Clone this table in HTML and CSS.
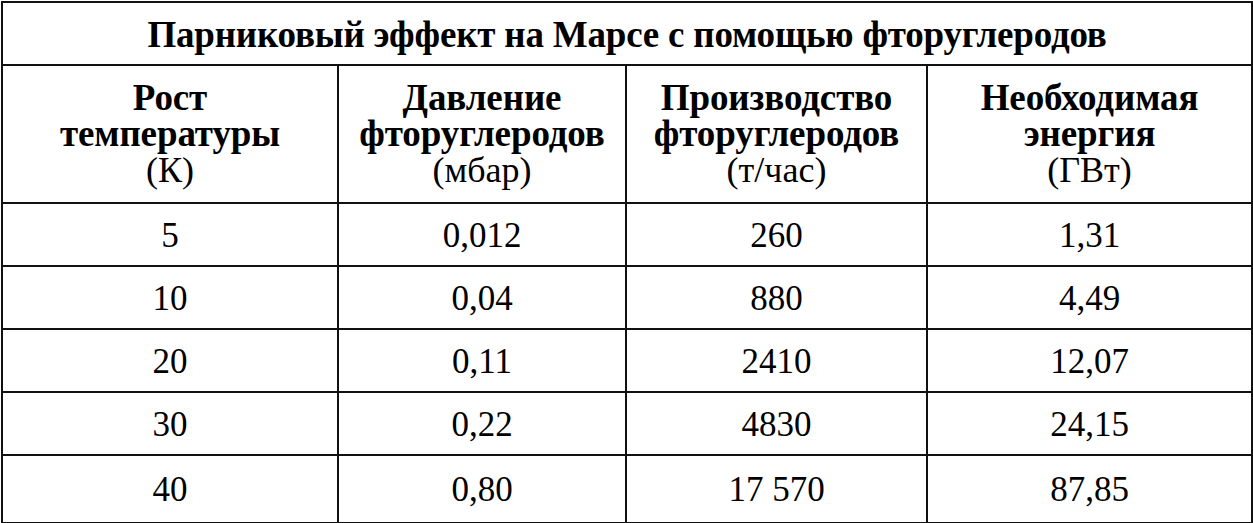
FILE: index.html
```html
<!DOCTYPE html>
<html lang="ru">
<head>
<meta charset="utf-8">
<link rel="stylesheet" href="styles.css">
</head>
<body>
<table class="tbl">
  <colgroup>
    <col class="c1"><col class="c2"><col class="c3"><col class="c4">
  </colgroup>
  <tr class="title-row"><th colspan="4" class="title">Парниковый эффект на Марсе с помощью фторуглеродов</th></tr>
  <tr class="head-row">
    <th><span class="hb">Рост<br>температуры</span><br><span class="unit">(К)</span></th>
    <th><span class="hb">Давление<br>фторуглеродов</span><br><span class="unit">(мбар)</span></th>
    <th><span class="hb">Производство<br>фторуглеродов</span><br><span class="unit">(т/час)</span></th>
    <th><span class="hb">Необходимая<br>энергия</span><br><span class="unit">(ГВт)</span></th>
  </tr>
  <tr class="row"><td>5</td><td>0,012</td><td>260</td><td>1,31</td></tr>
  <tr class="row"><td>10</td><td>0,04</td><td>880</td><td>4,49</td></tr>
  <tr class="row"><td>20</td><td>0,11</td><td>2410</td><td>12,07</td></tr>
  <tr class="row"><td>30</td><td>0,22</td><td>4830</td><td>24,15</td></tr>
  <tr class="row last"><td>40</td><td>0,80</td><td>17 570</td><td>87,85</td></tr>
</table>
</body>
</html>
```
FILE: styles.css
```css
html, body {
  margin: 0;
  padding: 0;
  background: #ffffff;
}
body {
  padding: 1px 0 0 1px;
  color: #000;
}
.tbl {
  border-collapse: collapse;
  table-layout: fixed;
  width: 1250px;
}
.c1 { width: 336px; }
.c2 { width: 288px; }
.c3 { width: 301px; }
.c4 { width: 325px; }
.tbl th, .tbl td {
  font-family: "Liberation Serif", serif;
  border: 2px solid #111;
  text-align: center;
  vertical-align: middle;
  padding: 0;
  font-weight: normal;
}
.title-row { height: 63px; }
.tbl .title {
  font-size: 37px;
  font-weight: bold;
  letter-spacing: -0.2px;
  padding-top: 2px;
}
.head-row { height: 138px; }
.head-row th {
  font-size: 37px;
  line-height: 36px;
  padding-bottom: 1px;
}
.hb {
  font-weight: bold;
  letter-spacing: -0.1px;
}
.unit {
  font-size: 36px;
}
.row { height: 63px; }
.row.last { height: 68px; }
.row td {
  font-size: 35px;
  padding-top: 2px;
}
```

※ ※ ※

Exercise directions:
Scan the material above for the string "table" and report each line where you find it.

Exercise solution:
Clone this table in HTML and CSS.
<table class="tbl">
</table>
  table-layout: fixed;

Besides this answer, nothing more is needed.